-- BEGIN --

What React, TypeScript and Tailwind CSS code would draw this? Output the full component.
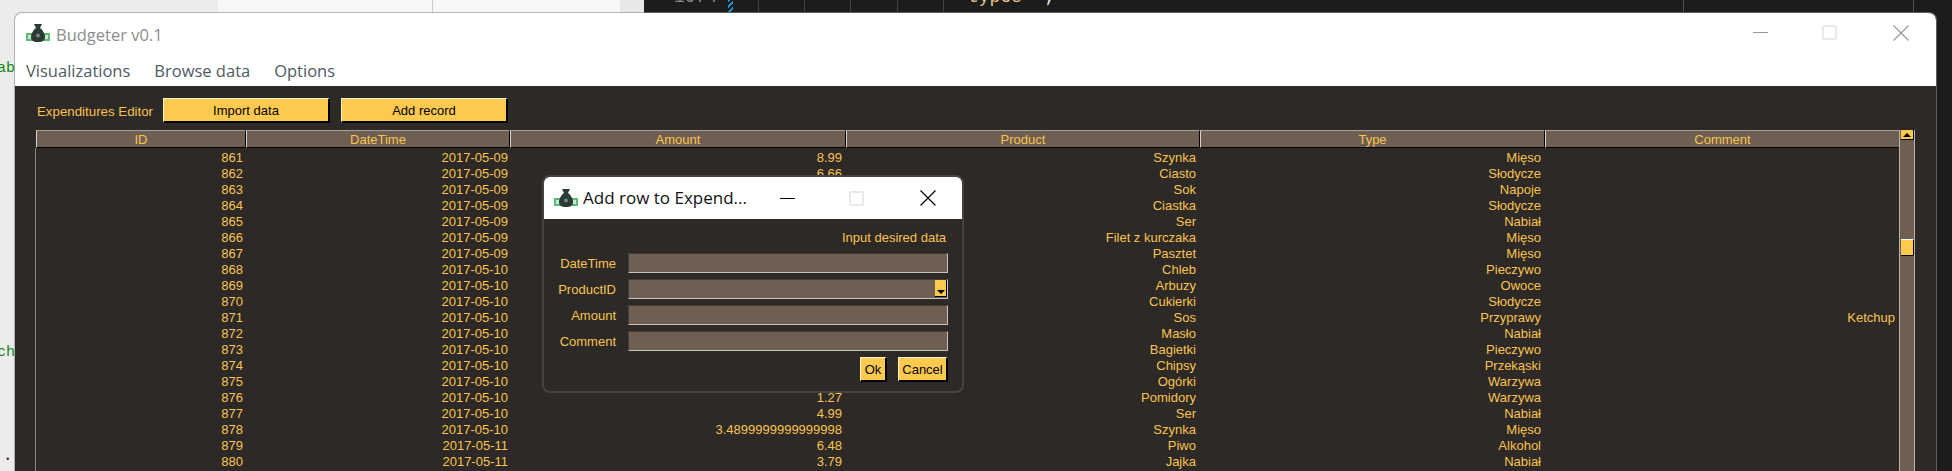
import React from 'react';

const rowCols = 'grid grid-cols-[210px_264px_336px_354px_345px_355px]';

type Row = [number, string, string, string, string, string?];

const rows: Row[] = [
  [861, '2017-05-09', '8.99', 'Szynka', 'Mięso'],
  [862, '2017-05-09', '6.66', 'Ciasto', 'Słodycze'],
  [863, '2017-05-09', '', 'Sok', 'Napoje'],
  [864, '2017-05-09', '', 'Ciastka', 'Słodycze'],
  [865, '2017-05-09', '', 'Ser', 'Nabiał'],
  [866, '2017-05-09', '', 'Filet z kurczaka', 'Mięso'],
  [867, '2017-05-09', '', 'Pasztet', 'Mięso'],
  [868, '2017-05-10', '', 'Chleb', 'Pieczywo'],
  [869, '2017-05-10', '', 'Arbuzy', 'Owoce'],
  [870, '2017-05-10', '', 'Cukierki', 'Słodycze'],
  [871, '2017-05-10', '', 'Sos', 'Przyprawy', 'Ketchup'],
  [872, '2017-05-10', '', 'Masło', 'Nabiał'],
  [873, '2017-05-10', '', 'Bagietki', 'Pieczywo'],
  [874, '2017-05-10', '', 'Chipsy', 'Przekąski'],
  [875, '2017-05-10', '', 'Ogórki', 'Warzywa'],
  [876, '2017-05-10', '1.27', 'Pomidory', 'Warzywa'],
  [877, '2017-05-10', '4.99', 'Ser', 'Nabiał'],
  [878, '2017-05-10', '3.4899999999999998', 'Szynka', 'Mięso'],
  [879, '2017-05-11', '6.48', 'Piwo', 'Alkohol'],
  [880, '2017-05-11', '3.79', 'Jajka', 'Nabiał'],
];

const headers = ['ID', 'DateTime', 'Amount', 'Product', 'Type', 'Comment'];

const BagIcon = ({ className }: { className: string }) => (
  <svg viewBox="0 0 24 20" className={className}>
    <rect x="0" y="10" width="24" height="8" fill="#5dbb7a" />
    <rect x="2" y="12" width="3" height="4" fill="#c5e8cf" />
    <rect x="19" y="12" width="3" height="4" fill="#c5e8cf" />
    <path d="M8 1h8l-2 4h-4z" fill="#2c3a33" />
    <path d="M10 5h4c3 2 5 6 5 9 0 3-2 5-7 5s-7-2-7-5c0-3 2-7 5-9z" fill="#2c3a33" />
    <circle cx="12" cy="12.5" r="2" fill="#6f8a7a" />
  </svg>
);

const MinIcon = ({ className }: { className: string }) => <div className={`h-px w-[15px] ${className}`} />;

const MaxIcon = () => <div className="h-[15px] w-[15px] rounded-[2px] border-2 border-[#e9e9e9]" />;

const CloseIcon = ({ color }: { color: string }) => (
  <svg viewBox="0 0 16 16" className={`h-4 w-4 ${color}`} fill="none" stroke="currentColor" strokeWidth="1.2">
    <path d="M0.5 0.5l15 15M15.5 0.5l-15 15" />
  </svg>
);

const YellowButton = ({ label, className }: { label: string; className: string }) => (
  <button className={`flex h-[25px] items-center justify-center border-t border-l border-t-[#fff3d0] border-l-[#fff3d0] border-r-2 border-b-2 border-r-black border-b-black bg-[#fec94f] pt-[2px] text-[13px] text-black ${className}`}>
    {label}
  </button>
);

const Field = ({ label, combo }: { label: string; combo?: boolean }) => (
  <div className="flex h-5 items-center">
    <div className="w-[62px] pt-px whitespace-nowrap text-right text-[#f8c44f]">{label}</div>
    <div className="ml-3 flex h-5 flex-1 justify-end border-t border-l border-t-[#453d38] border-l-[#453d38] border-r border-b border-r-[#c9c3bd] border-b-[#c9c3bd] bg-[#6f5e52]">
      {combo && (
        <div className="flex h-[17px] w-3 items-end justify-center border-r border-b border-black bg-[#fec94f] pb-[2px]">
          <div className="h-0 w-0 border-x-[4px] border-t-[4px] border-x-transparent border-t-black" />
        </div>
      )}
    </div>
  </div>
);

const Backdrop = () => (
  <div className="absolute inset-0 flex font-['Liberation_Mono',monospace]">
    <div className="w-[218px] bg-[#ececec]">
      <div className="mt-[59px] -ml-[3px] text-[15px] leading-5 text-[#12870f]">ab</div>
      <div className="mt-[264px] -ml-[3px] text-[15px] leading-5 text-[#12870f]">ch</div>
      <div className="mt-[93px] pl-[5px] text-[9px] leading-none text-[#333]">•</div>
    </div>
    <div className="w-[215px] border-r border-[#c8c8c8] bg-[#f7f7f7]" />
    <div className="w-[187px] bg-[#f7f7f7]" />
    <div className="w-6 bg-[#e8e8e8]" />
    <div className="relative flex-1 overflow-hidden bg-[#1c1c1c]">
      <span className="absolute top-[-13px] left-[30px] text-[18px] leading-5 text-[#8a8a8a]">1974</span>
      <div className="absolute top-0 left-[84px] h-3 w-[5px] bg-[repeating-linear-gradient(135deg,#1f8fbf_0_2px,#1c1c1c_2px_4px)]" />
      <div className="absolute top-0 left-[114px] h-3 w-px bg-[#404040]" />
      <div className="absolute top-0 left-[160px] h-3 w-px bg-[#404040]" />
      <div className="absolute top-0 left-[206px] h-3 w-px bg-[#404040]" />
      <div className="absolute top-0 left-[253px] h-3 w-px bg-[#404040]" />
      <div className="absolute top-0 left-[299px] h-3 w-px bg-[#404040]" />
      <span className="absolute top-[-13px] left-[324px] text-[18px] leading-5 text-[#e8c48a]">types</span>
      <span className="absolute top-[-13px] left-[400px] text-[18px] leading-5 text-[#e8e8e8]">;</span>
      <div className="absolute top-0 left-[1039px] h-3 w-px bg-[#505050]" />
      <div className="absolute top-0 left-[1269px] h-3 w-px bg-[#505050]" />
    </div>
  </div>
);

const Dialog = () => (
  <div className="absolute top-[89px] left-[527px] flex h-[218px] w-[422px] flex-col overflow-hidden rounded-lg border-2 border-[#45423f] bg-[#2d2926]">
    <div className="flex h-[42px] shrink-0 items-center bg-white pl-[10px] font-['Open_Sans',sans-serif] text-[17px] text-[#111]">
      <BagIcon className="h-5 w-6" />
      <span className="ml-[5px] w-[175px] whitespace-nowrap">Add row to Expend...</span>
      <div className="ml-[22px] flex items-center">
        <MinIcon className="bg-black" />
        <div className="ml-[54px]"><MaxIcon /></div>
        <div className="ml-[56px]"><CloseIcon color="text-black" /></div>
      </div>
    </div>
    <div className="flex flex-1 flex-col pr-[14px] pl-[10px] font-['Liberation_Sans',sans-serif] text-[13px] leading-4 text-[#f8c44f]">
      <div className="mt-[10px] h-4 pt-px pr-[2px] text-right">Input desired data</div>
      <div className="mt-2 flex flex-col gap-[6px]">
        <Field label="DateTime" />
        <Field label="ProductID" combo />
        <Field label="Amount" />
        <Field label="Comment" />
      </div>
      <div className="mt-[6px] flex justify-end gap-[11px]">
        <YellowButton label="Ok" className="w-[27px]" />
        <YellowButton label="Cancel" className="w-[50px]" />
      </div>
    </div>
  </div>
);

export default function App() {
  return (
    <div className="relative h-[471px] w-[1952px] overflow-hidden bg-[#1c1c1c]">
      <Backdrop />

      {/* Main window */}
      <div className="absolute top-[12px] left-[14px] flex h-[470px] w-[1923px] flex-col overflow-hidden rounded-t-lg border border-[#8888889a] bg-white bg-clip-padding">
        <div className="flex h-[39px] shrink-0 items-center pl-[11px] font-['Open_Sans',sans-serif]">
          <BagIcon className="h-5 w-6" />
          <span className="mt-[4px] ml-[6px] text-[16.5px] leading-5 text-[#8c8c8c]">Budgeter v0.1</span>
          <div className="ml-auto flex items-center">
            <MinIcon className="bg-[#999]" />
            <div className="ml-[54px]"><MaxIcon /></div>
            <div className="mr-[27px] ml-[56px]"><CloseIcon color="text-[#999]" /></div>
          </div>
        </div>
        <div className="flex h-[34px] shrink-0 items-center gap-[24px] pt-[5px] pl-[11px] font-['Open_Sans',sans-serif] text-[16.5px] text-[#505a64]">
          <span>Visualizations</span>
          <span>Browse data</span>
          <span>Options</span>
        </div>

        <div className="relative flex-1 bg-[#2d2926] pl-[21px] font-['Liberation_Sans',sans-serif] text-[13px] leading-4 text-[#f8c44f]">
          <div className="mt-[12px] flex h-[25px] items-center">
            <div className="w-[127px] pt-[2px] pl-[1px] text-[13.3px] whitespace-nowrap">Expenditures Editor</div>
            <YellowButton label="Import data" className="w-[167px]" />
            <YellowButton label="Add record" className="ml-[11px] w-[167px]" />
          </div>

          <div className="mt-[7px] flex">
            <div className="w-[1864px]">
              <div className={rowCols}>
                {headers.map((h) => (
                  <div
                    key={h}
                    className="flex h-[18px] items-center justify-center border-t border-l border-t-[#a8a19b] border-l-[#d8d3ce] border-r border-b border-r-black border-b-black bg-[#6f5e52] pt-[2px]"
                  >
                    {h}
                  </div>
                ))}
              </div>
              <div className="-ml-px h-[330px] border-l border-[#8a8580] pt-[2px]">
                {rows.map(([id, date, amount, product, type, comment]) => (
                  <div key={id} className={`${rowCols} h-4 whitespace-nowrap text-right`}>
                    <div className="pr-[3px]">{id}</div>
                    <div className="pr-[2px]">{date}</div>
                    <div className="pr-1">{amount}</div>
                    <div className="pr-1">{product}</div>
                    <div className="pr-1">{type}</div>
                    <div className="pr-[5px]">{comment}</div>
                  </div>
                ))}
              </div>
            </div>

            {/* Scrollbar */}
            <div className="-ml-px flex h-[348px] w-[16px] flex-col border-x border-x-[#b9b3ad] bg-[#6f5e52] pl-px">
              <div className="flex h-[10px] shrink-0 items-center justify-center border-r border-b border-black bg-[#fec94f]">
                <div className="h-0 w-0 border-x-[4px] border-b-[4px] border-x-transparent border-b-black" />
              </div>
              <div className="mt-[99px] h-[17px] shrink-0 border-t border-r border-b border-t-white border-r-black border-b-black bg-[#fec94f]" />
            </div>
          </div>

          <Dialog />
        </div>
      </div>
    </div>
  );
}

-- END --

* PROBLEM DESCRIPTION *
Repeat only what lies between the start of the data and the end of the line containing "type Row = [number, string, string, string, string, string?];", exactly, with pictures left out.

* FINAL RESULT *
What React, TypeScript and Tailwind CSS code would draw this? Output the full component.
import React from 'react';

const rowCols = 'grid grid-cols-[210px_264px_336px_354px_345px_355px]';

type Row = [number, string, string, string, string, string?];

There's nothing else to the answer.